Simplifying a fraction, also known as reducing it to its simplest or lowest terms, means finding an equivalent fraction where the numerator (the top number) and the denominator (the bottom number) are the smallest possible whole numbers. Although the fraction’s value remains the same, its representation becomes easier to understand.

The most effective method for simplifying a fraction involves finding the Greatest Common Divisor (GCD), which is also called the Greatest Common Factor (GCF). The GCD is the largest whole number that can divide into both the numerator and the denominator without leaving a remainder.

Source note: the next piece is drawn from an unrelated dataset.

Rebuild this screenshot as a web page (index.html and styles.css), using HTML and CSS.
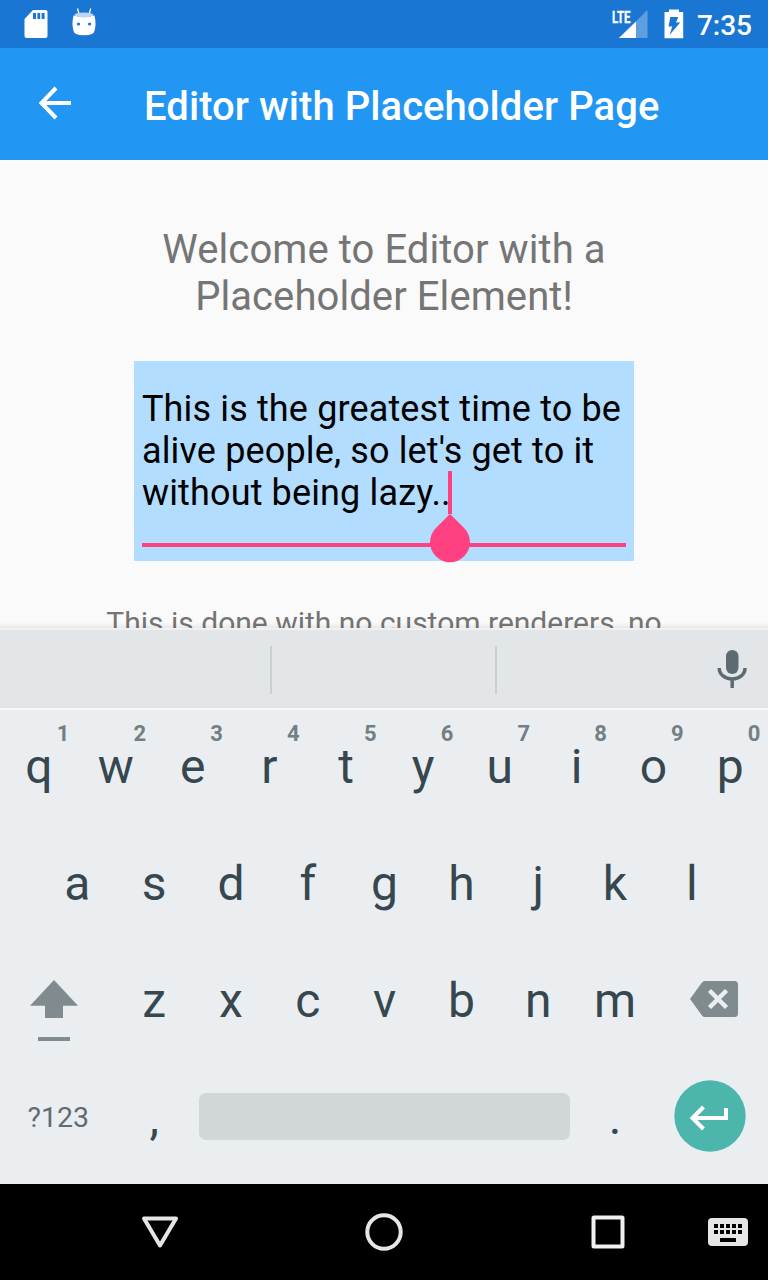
FILE: index.html
```html
<!DOCTYPE html>
<html lang="en">
<head>
<meta charset="utf-8">
<title>Editor with Placeholder Page</title>
<link rel="stylesheet" href="styles.css">
</head>
<body>
<div class="screen">
  <div class="status-bar">
    <svg class="sd-icon" width="24" height="30" viewBox="0 0 24 30"><path fill="#fff" fill-rule="evenodd" d="M9 1h12.500a2 2 0 0 1 2 2v24a2 2 0 0 1-2 2H2.500a2 2 0 0 1-2-2V10ZM9 4v6h3V4ZM13.400 4v6h2.800V4ZM17.600 4v6h3V4Z"/></svg>
    <svg class="robot-icon" width="24" height="28" viewBox="0 0 24 28"><path d="M5.500 -.5 7 5M18.700 -.5 17.200 5" stroke="#fff" stroke-width="1.300" fill="none"/><path fill="#fff" d="M1.500 6.500Q12 9 22.500 6.500Q24.500 15 22.500 22Q21.500 26.300 12 26.300T1.500 22Q-.5 15 1.500 6.500Z"/><ellipse cx="12" cy="6" rx="9.500" ry="2.500" fill="#bcd6f3"/><circle cx="6.500" cy="15" r="1.600" fill="#1976d2"/><circle cx="17.600" cy="15" r="1.600" fill="#1976d2"/></svg>
    <span class="spacer"></span>
    <svg class="signal-icon" width="36" height="30" viewBox="0 0 36 30"><path fill="#5e9fe0" d="M35.500 1v28H7Z"/><path fill="#fff" d="M24 12.500v16.500H7Z"/><text class="lte" x="0" y="13.500" textLength="18.500" lengthAdjust="spacingAndGlyphs">LTE</text></svg>
    <svg class="battery-icon" width="20" height="30" viewBox="0 0 20 30"><path fill="#fff" d="M5 .500h10V3h4.200v26.300H.5V3H5Z"/><path fill="#1976d2" d="M6.300 8h8l-2.300 5.500h4.200L5.500 26 8.300 17.500H4.500Z"/></svg>
    <span class="clock">7:35</span>
  </div>

  <div class="app-bar">
    <svg class="back-icon" width="34" height="34" viewBox="0 0 34 34"><path d="M33 17H4M18 2 3.500 17 18 32" fill="none" stroke="#fff" stroke-width="4"/></svg>
    <h1 class="title">Editor with Placeholder Page</h1>
  </div>

  <main class="content">
    <p class="welcome">Welcome to Editor with a<br>Placeholder Element!</p>
    <div class="editor">
      <p class="editor-text">This is the greatest time to be<br>alive people, so let's get to it<br>without being lazy..<span class="caret"></span></p>
      <div class="underline"></div>
      <svg class="handle" width="40" height="48" viewBox="0 0 40 48"><path fill="#ff4081" d="M20 0 34.100 14A20 20 0 1 1 5.900 14Z"/></svg>
    </div>
    <p class="note">This is done with no custom renderers, no</p>
    <div class="content-shade"></div>
  </main>

  <div class="suggestions">
    <span class="slot"></span><span class="slot slot-mid"></span>
    <span class="slot slot-mic"><svg width="30" height="40" viewBox="0 0 30 40"><rect x="9" y="0" width="12.500" height="24" rx="6.200" fill="#5c6b72"/><path d="M2.200 18C2.200 24.500 8 29 15.200 29S28 24.500 28 18M15.200 29v9" fill="none" stroke="#5c6b72" stroke-width="3.500"/></svg></span>
  </div>

  <div class="keyboard">
    <div class="row">
      <span class="key">q<i class="hint">1</i></span><span class="key">w<i class="hint">2</i></span><span class="key">e<i class="hint">3</i></span><span class="key">r<i class="hint">4</i></span><span class="key">t<i class="hint">5</i></span><span class="key">y<i class="hint">6</i></span><span class="key">u<i class="hint">7</i></span><span class="key">i<i class="hint">8</i></span><span class="key">o<i class="hint">9</i></span><span class="key">p<i class="hint">0</i></span>
    </div>
    <div class="row">
      <span class="key">a</span><span class="key">s</span><span class="key">d</span><span class="key">f</span><span class="key">g</span><span class="key">h</span><span class="key">j</span><span class="key">k</span><span class="key">l</span>
    </div>
    <div class="row">
      <span class="key wide shift"><svg width="48" height="62" viewBox="0 0 48 62"><path fill="#808b8f" d="M24 0 48 25.700H33V38H15V25.700H0ZM8 57h32v4H8Z"/></svg></span><span class="key">z</span><span class="key">x</span><span class="key">c</span><span class="key">v</span><span class="key">b</span><span class="key">n</span><span class="key">m</span><span class="key wide delete"><svg width="48" height="36" viewBox="0 0 48 36"><path fill="#808b8f" d="M15 0H44.500Q48 0 48 3.500V32.500Q48 36 44.500 36H15Q13 36 12 34.500L0 18 12 1.500Q13 0 15 0Z"/><path d="M19.500 9.500 36.500 26.500M36.500 9.500 19.500 26.500" stroke="#ebeef1" stroke-width="4.500"/></svg></span>
    </div>
    <div class="row">
      <span class="key wide symbols">?123</span><span class="key">,</span><span class="key space"><span class="space-bar"></span></span><span class="key">.</span><span class="key wide enter"><svg width="72" height="72" viewBox="0 0 72 72"><circle cx="36" cy="36" r="35.700" fill="#4db6ac"/><path d="M52 28v10H18.500M29.500 27 18.500 38 29.500 49" fill="none" stroke="#fff" stroke-width="4"/></svg></span>
    </div>
  </div>

  <div class="nav-bar">
    <span class="nav-item"><svg width="38" height="34" viewBox="0 0 38 34"><path d="M3 3.500H35L19 30.500Z" fill="none" stroke="#e6e6e6" stroke-width="4" stroke-linejoin="round"/></svg></span>
    <span class="nav-item"><svg width="38" height="38" viewBox="0 0 38 38"><circle cx="19" cy="19" r="16.700" fill="none" stroke="#e6e6e6" stroke-width="4"/></svg></span>
    <span class="nav-item"><svg width="34" height="34" viewBox="0 0 34 34"><rect x="2.500" y="2.500" width="29" height="29" rx=".5" fill="none" stroke="#f0f0f0" stroke-width="4" stroke-linejoin="round"/></svg></span>
    <svg class="ime-icon" width="40" height="28" viewBox="0 0 40 28"><rect width="40" height="28" rx="4" fill="#e6e6e6"/><path d="M6 8H34M6 14H34" stroke="#000" stroke-width="4" stroke-dasharray="4 2"/><path d="M12 20h16v4H12Z"/></svg>
  </div>
</div>
</body>
</html>
```
FILE: styles.css
```css
* { box-sizing: border-box; }
body, h1, p { margin: 0; }
body { font-family: Roboto, "Liberation Sans", sans-serif; }
svg { display: block; flex: none; overflow: visible; }

.screen {
  width: 768px;
  height: 1280px;
  display: flex;
  flex-direction: column;
  overflow: hidden;
  background: #fafafa;
}

.status-bar {
  flex: none;
  height: 48px;
  display: flex;
  align-items: flex-start;
  padding: 9px 16px 0 24px;
  background: #1976d2;
}
.robot-icon { margin-left: 24px; }
.spacer { flex: 1; }
.lte { font: bold 17px Roboto, sans-serif; fill: #fff; stroke: #fff; stroke-width: .3px; }
.battery-icon { margin-left: 16px; }
.clock {
  margin-left: 13px;
  font-size: 28px;
  font-weight: 500;
  line-height: 33px;
  color: #fff;
}

.app-bar {
  flex: none;
  height: 112px;
  display: flex;
  align-items: center;
  padding-left: 38px;
  background: #2196f3;
}
.back-icon { margin-bottom: 2px; }
.title {
  margin: 6px 0 0 72px;
  font-size: 40px;
  font-weight: 500;
  line-height: 48px;
  letter-spacing: .06px;
  color: #fff;
  white-space: nowrap;
}

.content {
  position: relative;
  flex: none;
  height: 470px;
  padding-top: 66px;
  overflow: hidden;
}
.welcome {
  font-size: 40px;
  line-height: 47px;
  letter-spacing: .08px;
  text-align: center;
  color: #757575;
}
.editor {
  position: relative;
  width: 500px;
  height: 200px;
  margin: 41px auto 0;
  padding: 27px 8px 0;
  background: #b3ddff;
}
.editor-text {
  font-size: 36px;
  line-height: 42px;
  letter-spacing: .14px;
  color: #000;
  white-space: nowrap;
}
.caret {
  position: absolute;
  left: 314px;
  top: 110px;
  width: 4px;
  height: 43px;
  background: #ff4081;
}
.underline {
  height: 4px;
  margin-top: 29px;
  background: #ff4081;
}
.handle {
  position: absolute;
  left: 296px;
  top: 153px;
}
.note {
  margin-top: 44px;
  font-size: 30px;
  line-height: 36px;
  text-align: center;
  color: #757575;
  white-space: nowrap;
}
.content-shade {
  position: absolute;
  left: 0;
  right: 0;
  bottom: 0;
  height: 8px;
  border-bottom: 2px solid #f0f1f2;
  background: linear-gradient(rgba(0, 0, 0, 0), rgba(0, 0, 0, .07));
}

.suggestions {
  flex: none;
  height: 78px;
  padding-top: 2px;
  display: grid;
  grid-template-columns: 270px 225px 273px;
  align-items: center;
  background: #e2e6e9;
}
.slot { height: 48px; }
.slot-mid, .slot-mic { border-left: 2px solid #cacfd2; }
.slot-mic {
  display: flex;
  align-items: center;
  justify-content: flex-end;
  padding-right: 21.500px;
}

.keyboard {
  flex: none;
  height: 476px;
  border-top: 2px solid #f6f8f9;
  background: #ebeef1;
}
.row {
  height: 117px;
  display: flex;
  justify-content: center;
}
.row:first-child { height: 115px; }
.row:first-child .key { padding-bottom: 1px; }
.key {
  position: relative;
  width: 76.8px;
  display: flex;
  align-items: center;
  justify-content: center;
  padding-left: 1.200px;
  font-size: 48px;
  line-height: 56px;
  color: #37474f;
}
.hint {
  position: absolute;
  top: 11px;
  right: 7.500px;
  font-size: 22px;
  font-weight: 700;
  font-style: normal;
  line-height: 26px;
  color: #737f84;
}
.wide { width: 115.2px; }
.shift { padding: 20px 7px 0 0; }
.delete { padding: 0 0 4px 8px; }
.symbols { font-size: 28.500px; color: #5f6c72; }
.space { width: 384px; padding: 0 0 3px; }
.space-bar {
  width: 371px;
  height: 47px;
  border-radius: 7px;
  background: #d1d6d9;
}
.enter { padding: 0 0 4px; }

.nav-bar {
  position: relative;
  flex: none;
  height: 96px;
  display: grid;
  grid-template-columns: repeat(3, 224px);
  justify-content: center;
  align-items: center;
  background: #000;
}
.nav-item { display: flex; justify-content: center; }
.ime-icon {
  position: absolute;
  right: 20px;
  top: 34px;
}
```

Here is the step-by-step process:

1. Identify the Numerator and Denominator: Look at the fraction you need to simplify. For example, in problem 1, the fraction is 14/20. The numerator is 14 and the denominator is 20.
2. Find the Greatest Common Divisor (GCD): Determine all the factors (numbers that divide evenly) for both the numerator and the denominator.
   • Factors of 14 are: 1, 2, 7, 14.
   • Factors of 20 are: 1, 2, 4, 5, 10, 20.
     By comparing these lists, the largest number that appears in both is 2. Therefore, the GCD of 14 and 20 is 2.
3. Divide by the GCD: Divide both the numerator and the denominator by the GCD you just found.
   • 14 ÷ 2 = 7
   • 20 ÷ 2 = 10

The result is the simplified fraction: 7/10.

A fraction is in its simplest form when the only common factor between the numerator and denominator is 1. This process ensures that you find that simplest form in a single, efficient step.